┌─ DATA ROWS

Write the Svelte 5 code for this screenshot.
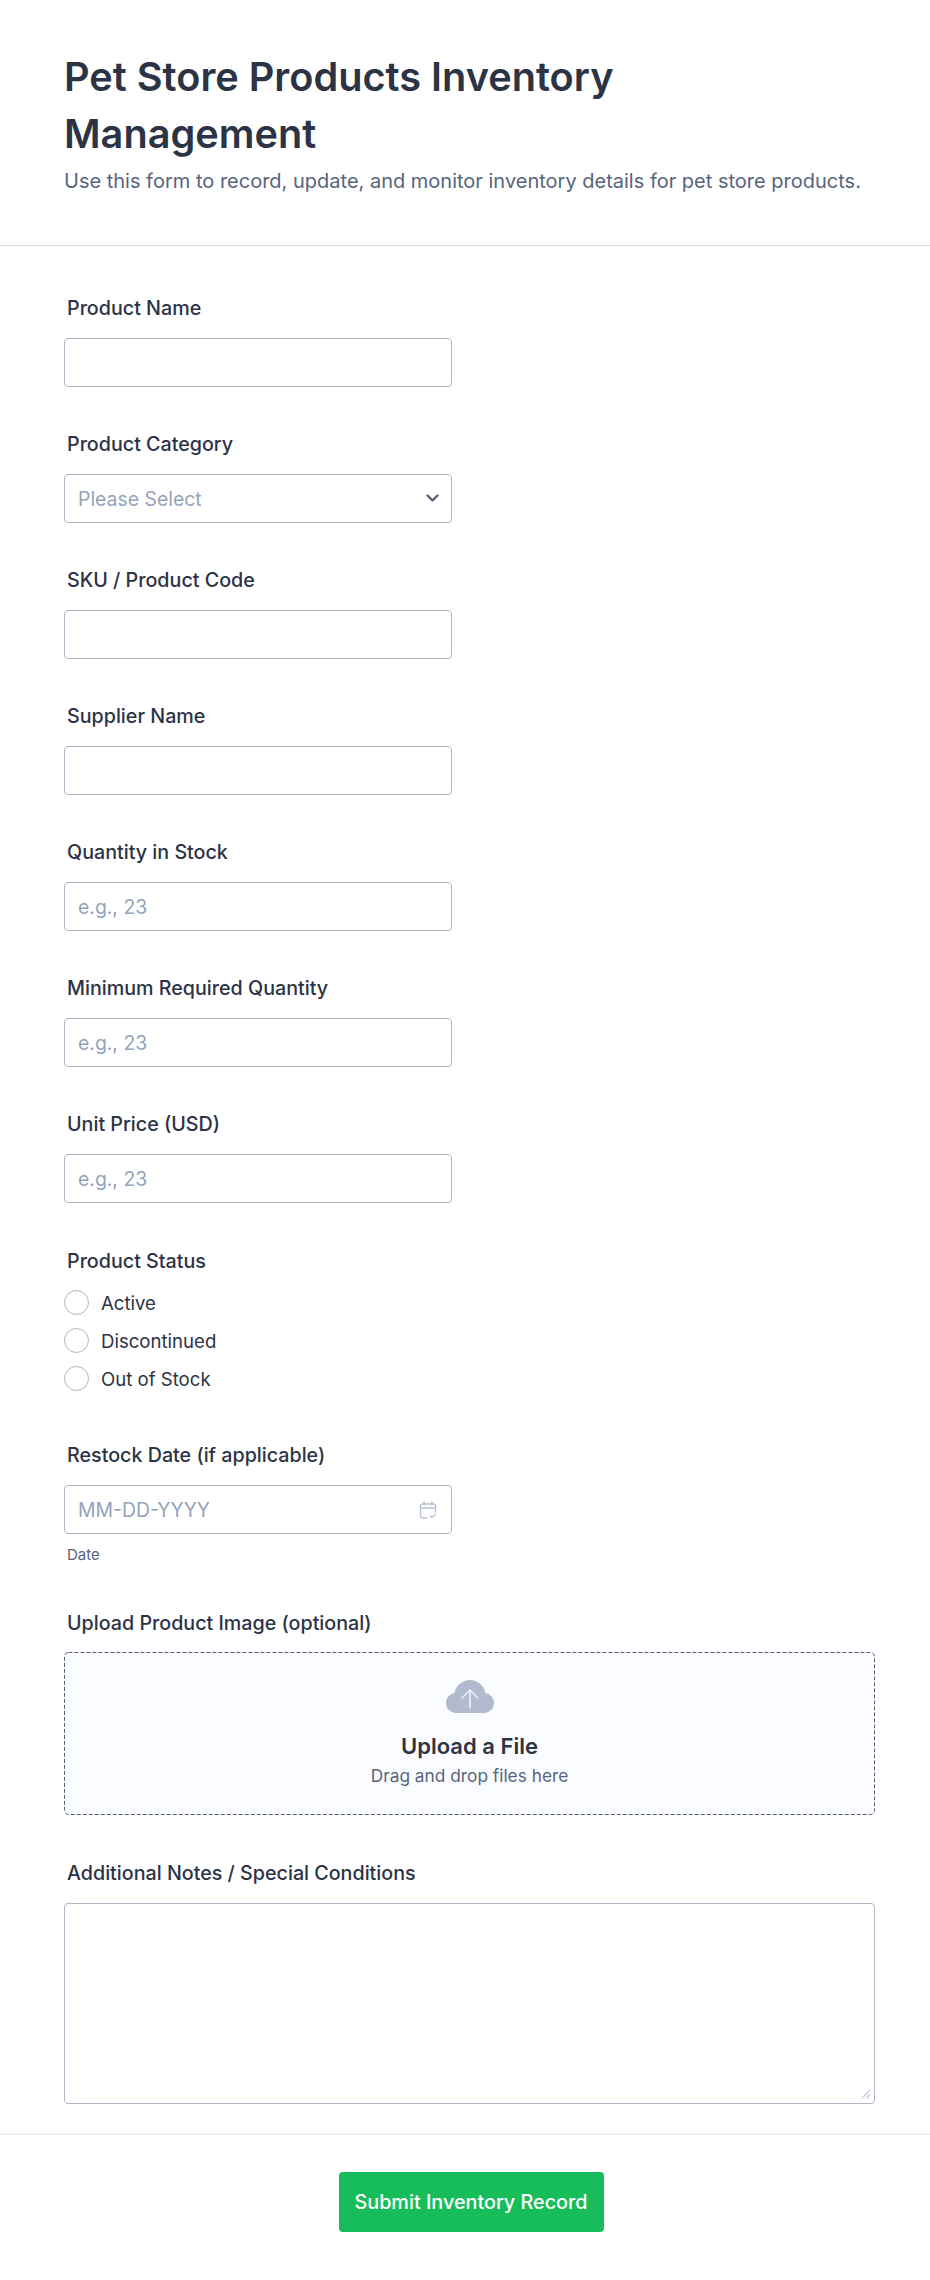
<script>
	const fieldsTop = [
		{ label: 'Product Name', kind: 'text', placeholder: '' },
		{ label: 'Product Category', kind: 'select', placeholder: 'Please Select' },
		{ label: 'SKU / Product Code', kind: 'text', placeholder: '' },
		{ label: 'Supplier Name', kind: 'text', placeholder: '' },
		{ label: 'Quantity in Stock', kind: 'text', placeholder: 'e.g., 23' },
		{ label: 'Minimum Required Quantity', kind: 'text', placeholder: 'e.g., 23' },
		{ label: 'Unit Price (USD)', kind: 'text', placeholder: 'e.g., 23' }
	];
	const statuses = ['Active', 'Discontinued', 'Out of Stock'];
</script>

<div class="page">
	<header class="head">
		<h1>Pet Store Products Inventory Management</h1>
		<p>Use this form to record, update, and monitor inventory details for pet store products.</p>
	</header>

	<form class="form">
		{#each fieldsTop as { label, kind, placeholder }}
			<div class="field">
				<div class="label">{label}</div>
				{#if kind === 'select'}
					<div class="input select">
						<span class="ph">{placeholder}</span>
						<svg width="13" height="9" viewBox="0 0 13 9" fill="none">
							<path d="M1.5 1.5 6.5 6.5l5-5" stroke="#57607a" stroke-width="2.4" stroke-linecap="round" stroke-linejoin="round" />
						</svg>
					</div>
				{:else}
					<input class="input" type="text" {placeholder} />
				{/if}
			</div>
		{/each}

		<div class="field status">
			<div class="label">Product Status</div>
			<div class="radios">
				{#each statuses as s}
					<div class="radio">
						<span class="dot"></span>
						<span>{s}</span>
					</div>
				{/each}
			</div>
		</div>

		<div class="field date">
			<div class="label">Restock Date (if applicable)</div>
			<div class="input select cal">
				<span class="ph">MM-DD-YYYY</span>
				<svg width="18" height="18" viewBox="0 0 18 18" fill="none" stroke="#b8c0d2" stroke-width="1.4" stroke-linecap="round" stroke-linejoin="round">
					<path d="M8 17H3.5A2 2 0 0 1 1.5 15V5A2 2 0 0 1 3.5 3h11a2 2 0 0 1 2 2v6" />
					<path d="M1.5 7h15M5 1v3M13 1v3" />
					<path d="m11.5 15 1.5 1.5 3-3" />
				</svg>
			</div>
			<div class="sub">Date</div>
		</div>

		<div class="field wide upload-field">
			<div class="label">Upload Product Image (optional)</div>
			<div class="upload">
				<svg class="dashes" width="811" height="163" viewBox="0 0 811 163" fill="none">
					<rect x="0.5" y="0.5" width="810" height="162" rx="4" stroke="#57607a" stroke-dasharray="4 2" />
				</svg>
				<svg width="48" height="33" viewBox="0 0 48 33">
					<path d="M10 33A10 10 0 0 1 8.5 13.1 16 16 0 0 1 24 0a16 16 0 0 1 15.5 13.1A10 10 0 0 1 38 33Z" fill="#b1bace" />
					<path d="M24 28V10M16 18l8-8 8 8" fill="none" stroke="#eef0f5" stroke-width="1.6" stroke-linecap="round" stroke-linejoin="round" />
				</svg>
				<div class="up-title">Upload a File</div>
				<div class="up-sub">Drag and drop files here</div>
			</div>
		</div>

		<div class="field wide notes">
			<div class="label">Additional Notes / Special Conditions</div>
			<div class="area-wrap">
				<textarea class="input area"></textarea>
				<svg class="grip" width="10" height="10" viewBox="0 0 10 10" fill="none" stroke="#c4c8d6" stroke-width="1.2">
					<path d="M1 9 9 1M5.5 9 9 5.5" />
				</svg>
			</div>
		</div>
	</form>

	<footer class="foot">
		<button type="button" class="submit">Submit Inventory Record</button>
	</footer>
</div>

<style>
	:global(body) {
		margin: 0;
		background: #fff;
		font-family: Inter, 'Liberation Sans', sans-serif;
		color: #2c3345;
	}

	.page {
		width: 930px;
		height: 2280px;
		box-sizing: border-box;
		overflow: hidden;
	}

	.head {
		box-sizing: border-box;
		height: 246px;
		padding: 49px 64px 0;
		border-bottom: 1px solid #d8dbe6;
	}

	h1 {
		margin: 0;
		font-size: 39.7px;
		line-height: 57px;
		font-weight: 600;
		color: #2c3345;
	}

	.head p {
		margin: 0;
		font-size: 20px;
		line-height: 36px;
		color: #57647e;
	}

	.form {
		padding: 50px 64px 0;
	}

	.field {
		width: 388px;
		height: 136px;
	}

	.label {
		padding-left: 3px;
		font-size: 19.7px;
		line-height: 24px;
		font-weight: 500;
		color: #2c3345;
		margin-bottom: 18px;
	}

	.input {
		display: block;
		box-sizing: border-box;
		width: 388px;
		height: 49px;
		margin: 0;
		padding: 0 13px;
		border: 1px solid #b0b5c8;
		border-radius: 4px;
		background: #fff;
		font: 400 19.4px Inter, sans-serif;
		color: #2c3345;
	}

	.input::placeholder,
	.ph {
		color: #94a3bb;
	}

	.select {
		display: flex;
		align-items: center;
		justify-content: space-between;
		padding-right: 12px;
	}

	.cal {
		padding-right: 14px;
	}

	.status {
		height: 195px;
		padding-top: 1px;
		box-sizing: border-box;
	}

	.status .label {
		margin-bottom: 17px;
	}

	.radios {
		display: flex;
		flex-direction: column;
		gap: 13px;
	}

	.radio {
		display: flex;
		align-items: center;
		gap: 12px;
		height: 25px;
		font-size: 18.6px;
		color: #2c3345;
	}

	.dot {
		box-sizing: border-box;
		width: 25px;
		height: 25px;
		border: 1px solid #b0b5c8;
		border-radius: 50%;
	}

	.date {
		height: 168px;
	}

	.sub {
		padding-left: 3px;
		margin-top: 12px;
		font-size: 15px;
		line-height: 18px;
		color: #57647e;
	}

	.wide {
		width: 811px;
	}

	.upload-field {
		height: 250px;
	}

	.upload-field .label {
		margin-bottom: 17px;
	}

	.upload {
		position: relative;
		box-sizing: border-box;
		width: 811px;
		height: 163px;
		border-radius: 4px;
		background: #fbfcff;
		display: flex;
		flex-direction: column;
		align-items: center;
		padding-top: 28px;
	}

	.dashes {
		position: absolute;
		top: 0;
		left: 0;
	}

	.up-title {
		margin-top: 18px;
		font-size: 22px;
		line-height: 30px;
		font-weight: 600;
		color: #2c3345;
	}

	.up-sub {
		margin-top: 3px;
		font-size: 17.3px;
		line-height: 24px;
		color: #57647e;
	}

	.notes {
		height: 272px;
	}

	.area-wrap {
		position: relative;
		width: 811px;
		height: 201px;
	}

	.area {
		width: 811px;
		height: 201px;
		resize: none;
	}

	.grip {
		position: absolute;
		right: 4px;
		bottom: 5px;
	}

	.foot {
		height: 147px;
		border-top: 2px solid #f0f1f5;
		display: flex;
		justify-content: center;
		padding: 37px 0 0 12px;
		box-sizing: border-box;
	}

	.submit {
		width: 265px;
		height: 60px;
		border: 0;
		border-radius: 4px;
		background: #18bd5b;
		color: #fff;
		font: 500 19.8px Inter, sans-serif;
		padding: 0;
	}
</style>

└─
┌─ DATA ROWS

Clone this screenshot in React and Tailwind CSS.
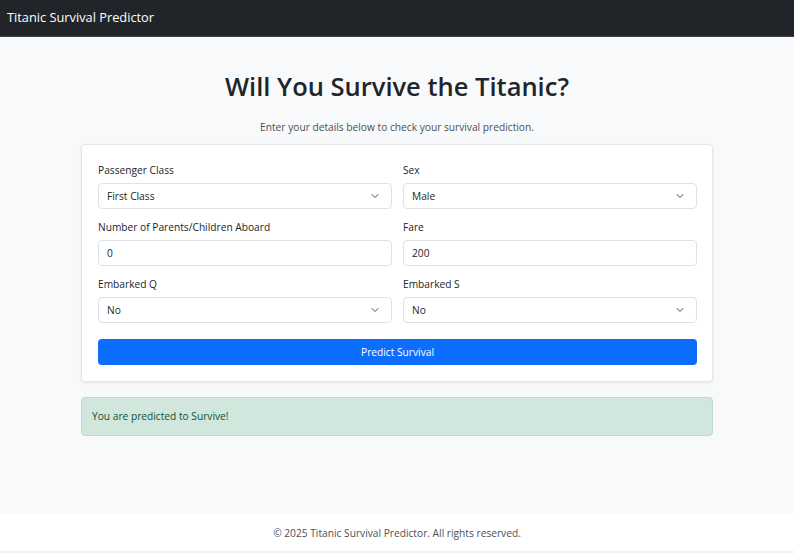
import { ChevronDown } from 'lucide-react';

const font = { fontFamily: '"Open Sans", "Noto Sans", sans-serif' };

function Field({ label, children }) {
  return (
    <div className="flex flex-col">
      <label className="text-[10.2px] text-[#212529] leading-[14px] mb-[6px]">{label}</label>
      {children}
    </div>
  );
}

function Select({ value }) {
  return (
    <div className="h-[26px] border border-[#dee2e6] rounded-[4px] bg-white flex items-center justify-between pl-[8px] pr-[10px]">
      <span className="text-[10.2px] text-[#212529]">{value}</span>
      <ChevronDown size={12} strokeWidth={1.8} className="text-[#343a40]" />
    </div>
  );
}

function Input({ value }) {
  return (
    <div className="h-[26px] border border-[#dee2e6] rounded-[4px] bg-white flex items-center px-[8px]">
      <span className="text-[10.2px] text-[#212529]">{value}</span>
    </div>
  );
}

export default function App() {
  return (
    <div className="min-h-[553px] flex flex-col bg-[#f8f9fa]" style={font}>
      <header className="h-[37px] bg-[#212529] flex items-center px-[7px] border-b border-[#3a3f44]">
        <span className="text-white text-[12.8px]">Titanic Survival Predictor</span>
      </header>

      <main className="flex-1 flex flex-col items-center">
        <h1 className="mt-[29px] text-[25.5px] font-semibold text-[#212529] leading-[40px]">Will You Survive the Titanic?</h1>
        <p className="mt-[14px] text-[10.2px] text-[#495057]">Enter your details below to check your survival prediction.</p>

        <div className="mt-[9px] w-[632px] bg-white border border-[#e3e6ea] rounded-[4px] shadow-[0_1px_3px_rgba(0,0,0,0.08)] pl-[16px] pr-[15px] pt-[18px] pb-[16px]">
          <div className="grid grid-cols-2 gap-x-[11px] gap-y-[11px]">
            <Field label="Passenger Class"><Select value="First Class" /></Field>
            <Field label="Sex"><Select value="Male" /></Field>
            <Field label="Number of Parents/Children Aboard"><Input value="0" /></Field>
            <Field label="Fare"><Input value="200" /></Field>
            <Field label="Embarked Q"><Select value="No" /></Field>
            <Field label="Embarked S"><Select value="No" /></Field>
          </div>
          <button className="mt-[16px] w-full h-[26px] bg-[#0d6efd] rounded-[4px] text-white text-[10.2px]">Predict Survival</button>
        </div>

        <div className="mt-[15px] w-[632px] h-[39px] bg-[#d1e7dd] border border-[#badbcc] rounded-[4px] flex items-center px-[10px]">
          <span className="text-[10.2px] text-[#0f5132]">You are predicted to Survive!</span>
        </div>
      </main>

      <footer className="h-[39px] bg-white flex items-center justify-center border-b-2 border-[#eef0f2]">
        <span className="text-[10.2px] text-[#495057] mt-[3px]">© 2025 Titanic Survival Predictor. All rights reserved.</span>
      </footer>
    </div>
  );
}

└─

**AIM OF THE TASK:** Pick out and copy the lines of the entries that hold the string "screenshot".

**RESPONSE FOR THIS EXERCISE:**
Write the Svelte 5 code for this screenshot.
Clone this screenshot in React and Tailwind CSS.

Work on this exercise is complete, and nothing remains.